Additional details and impacted files

@@            Coverage Diff             @@
##             main     #164      +/-   ##
==========================================
+ Coverage   98.35%   98.38%   +0.02%     
==========================================
  Files          45       45              
  Lines        2497     2536      +39     
==========================================
+ Hits         2456     2495      +39     
  Misses         41       41

☔ View full report in Codecov by Sentry.
📢 Have feedback on the report?
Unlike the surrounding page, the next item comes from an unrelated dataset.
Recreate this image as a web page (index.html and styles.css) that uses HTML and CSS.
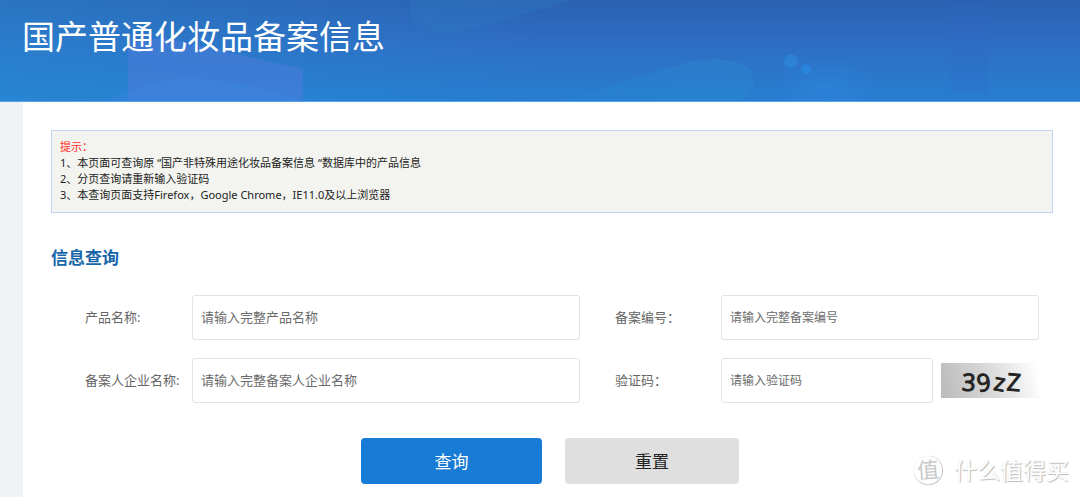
FILE: index.html
```html
<!DOCTYPE html>
<html lang="zh-CN">
<head>
<meta charset="utf-8">
<title>国产普通化妆品备案信息</title>
<link rel="stylesheet" href="styles.css">
</head>
<body>
<header class="banner">
  <svg class="banner-art" viewBox="0 0 1080 102" preserveAspectRatio="none" aria-hidden="true">
    <defs>
      <radialGradient id="glow"><stop offset="0" stop-color="#2f87e0" stop-opacity=".5"/><stop offset="1" stop-color="#2f87e0" stop-opacity="0"/></radialGradient>
      <linearGradient id="pill" x1="0" y1="1" x2="1" y2="0"><stop offset="0" stop-color="#298cd6" stop-opacity=".1"/><stop offset="1" stop-color="#2f8acb" stop-opacity=".4"/></linearGradient>
    </defs>
    <path d="M128 44 L165 38 L303 70 V102 H128 Z" fill="#4a7cdb" fill-opacity=".6"/>
    <path d="M106 102 Q150 80 190 79 Q250 82 303 102 Z" fill="#3c87e2" fill-opacity=".4"/>
    <path d="M411 0 C406 18 420 33 446 33 C470 33 505 19 573 0 Z" fill="#2f7cc4" fill-opacity=".35"/>
    <path d="M560 102 L684 64 C722 54 755 62 754 83 Q752 96 740 102 Z" fill="url(#pill)"/>
    <ellipse cx="826" cy="92" rx="54" ry="36" fill="url(#glow)"/>
    <rect x="950" width="38" height="94" fill="#3062c4" fill-opacity=".12"/>
    <circle cx="791" cy="62" r="7" fill="#2c88dc" fill-opacity=".7"/>
    <circle cx="806" cy="70" r="5" fill="#2889e2" fill-opacity=".8"/>
  </svg>
  <h1 class="banner-title">国产普通化妆品备案信息</h1>
</header>
<main class="page">
  <section class="notice">
    <p class="notice-head">提示：</p>
    <p>1、本页面可查询原 “国产非特殊用途化妆品备案信息 “数据库中的产品信息</p>
    <p>2、分页查询请重新输入验证码</p>
    <p>3、本查询页面支持Firefox，Google Chrome，IE11.0及以上浏览器</p>
  </section>
  <h2 class="section-title">信息查询</h2>
  <form class="search">
    <div class="fields">
      <label for="product">产品名称:</label>
      <input class="field" id="product" type="text" placeholder="请输入完整产品名称">
      <label class="second" for="number">备案编号：</label>
      <input class="field small" id="number" type="text" placeholder="请输入完整备案编号">
      <label for="company">备案人企业名称:</label>
      <input class="field" id="company" type="text" placeholder="请输入完整备案人企业名称">
      <label class="second" for="code">验证码：</label>
      <div class="code-row">
        <input class="field small" id="code" type="text" placeholder="请输入验证码">
        <svg class="captcha" viewBox="0 0 98 35" role="img" aria-label="验证码图片">
          <defs><linearGradient id="cap" x1="0" y1=".4" x2="1" y2=".3"><stop offset="0" stop-color="#bdbdbd"/><stop offset=".5" stop-color="#dadada"/><stop offset="1" stop-color="#fff"/></linearGradient></defs>
          <rect width="98" height="35" fill="url(#cap)"/>
          <g class="captcha-text">
            <text x="21" y="28" transform="rotate(3 28 20)">3</text>
            <text x="36" y="28" transform="rotate(-9 43 20)">9</text>
            <text x="53" y="28" transform="rotate(10 59 20)">z</text>
            <text x="66" y="28" transform="rotate(5 74 20)">Z</text>
          </g>
        </svg>
      </div>
    </div>
    <div class="actions">
      <button class="btn primary" type="submit">查询</button>
      <button class="btn reset" type="reset">重置</button>
    </div>
  </form>
</main>
<div class="watermark">
  <svg class="mark" viewBox="0 0 32 32" aria-hidden="true">
    <circle cx="16.5" cy="16.5" r="14" fill="none" stroke="#cfcfcf" stroke-width="1.5"/>
    <circle cx="16" cy="16" r="14" fill="#fff"/>
    <text class="mark-text" x="5" y="24" transform="rotate(-5 16 16)">值</text>
  </svg>
  <span>什么值得买</span>
</div>
</body>
</html>
```
FILE: styles.css
```css
* { box-sizing: border-box; }
body {
  margin: 0;
  min-height: 100vh;
  display: flex;
  flex-direction: column;
  background: #eff3f6;
  color: #222;
  font-family: "Noto Sans", "Noto Sans CJK SC", sans-serif;
}
h1, h2, p { margin: 0; }
.banner {
  position: relative;
  padding: 13px 22px 40px;
  border-bottom: 1px solid #5aa2e6;
  background:
    linear-gradient(90deg, rgba(38, 145, 215, .4), rgba(38, 145, 215, 0) 50%),
    linear-gradient(#2b61b1, #2e6dc3 40%, #277ed1);
}
.banner-art {
  position: absolute;
  inset: 0;
  width: 100%;
  height: 100%;
}
.banner-title {
  position: relative;
  color: #fff;
  font-size: 33px;
  line-height: 48px;
  font-weight: 400;
}
.page {
  flex: 1;
  margin-left: 23px;
  padding: 28px 27px 12px 28px;
  background: #fff;
}
.notice {
  padding: 8px 8px 9px;
  border: 1px solid #c3d5f5;
  background: #f3f4ef;
  font-size: 11px;
  line-height: 16px;
}
.notice-head { color: #ff2a20; }
.section-title {
  margin-top: 32px;
  color: #1766a9;
  font-size: 17px;
  line-height: 26px;
}
.search { padding: 24px 14px 0 34px; }
.fields {
  display: grid;
  grid-template-columns: 107px 388fr 141px 318fr;
  row-gap: 18px;
  align-items: center;
}
label {
  padding-bottom: 2px;
  color: #666;
  font-size: 13px;
  white-space: nowrap;
}
.second { padding-left: 35px; }
.field {
  width: 100%;
  min-width: 0;
  height: 45px;
  padding: 0 8px 2px;
  border: 1px solid #e3e3e3;
  border-radius: 3px;
  background: #fff;
  font-family: inherit;
  font-size: 13px;
}
.field.small { padding-bottom: 0; font-size: 12px; }
.field::placeholder { color: #6b6b6b; opacity: 1; }
.code-row { display: flex; align-items: center; gap: 8px; }
.code-row .field { flex: 1; }
.captcha { width: 98px; height: 35px; flex: none; overflow: visible; }
.captcha-text {
  fill: #222;
  stroke: #222;
  stroke-width: 1;
  font-family: "Open Sans", sans-serif;
  font-size: 24px;
  font-weight: 500;
}
.actions {
  display: flex;
  justify-content: center;
  gap: 23px;
  margin-top: 35px;
  padding-right: 24px;
}
.btn {
  height: 46px;
  padding: 0 0 2px;
  border: 0;
  border-radius: 4px;
  font-family: inherit;
  font-size: 17px;
}
.primary { width: 181px; background: #187bd5; color: #fff; }
.reset { width: 174px; background: #dfdfdf; color: #222; }
.watermark {
  position: absolute;
  right: 11px;
  bottom: 10px;
  display: flex;
  align-items: center;
  gap: 10px;
  color: #fff;
  font-size: 23px;
  line-height: 34px;
  text-shadow: 1px 1px 1px #bbb, 0 0 1px #ddd;
}
.mark { width: 32px; height: 32px; }
.mark-text { font-size: 22px; fill: #c8c8c8; text-shadow: none; }
```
Share it here.

hangqianjun · 2024-09-19T14:02:24Z

Some notes with the PR (and my confusions):

The check_columns functions (they are all called similar names) defined in tables_io as well as inrail.core.data and rail.core.stages all have **kwargs which are unspecified parameters needed when reading in the files, dependent on the file type. These parameters for now are not included, registered, or propagated through RAIL when running interactively or from a ceci pipeline. So, when these check_columns functions are called in a specific stage (informer & estimator), the **kwargs are omitted. This should be considered later on.
The _check_column_names() function in rail.core.stages allows the input data to be a) a datahandle with just path, b) a datahandle with data, and c) an actual table of data. When running interactive mode, all stages will call set_data(), which will always give case b). I'm not sure when will cases a) and c) be required, perhaps when running in pipeline mode?
I have added methods for check_columns for TableHandle, but not for qp files yet. Would be great if someone can give some suggestions on whether this is needed for qp files.
Thenvalidate() function doens't exist in the ceci public release yet, so the dependence is changed to the ceci main branch in order to have the tests pass. We can wait until ceci has made a release to merge this.

JaimeRZP

Some minor comments a more senior member should review the bigger picture.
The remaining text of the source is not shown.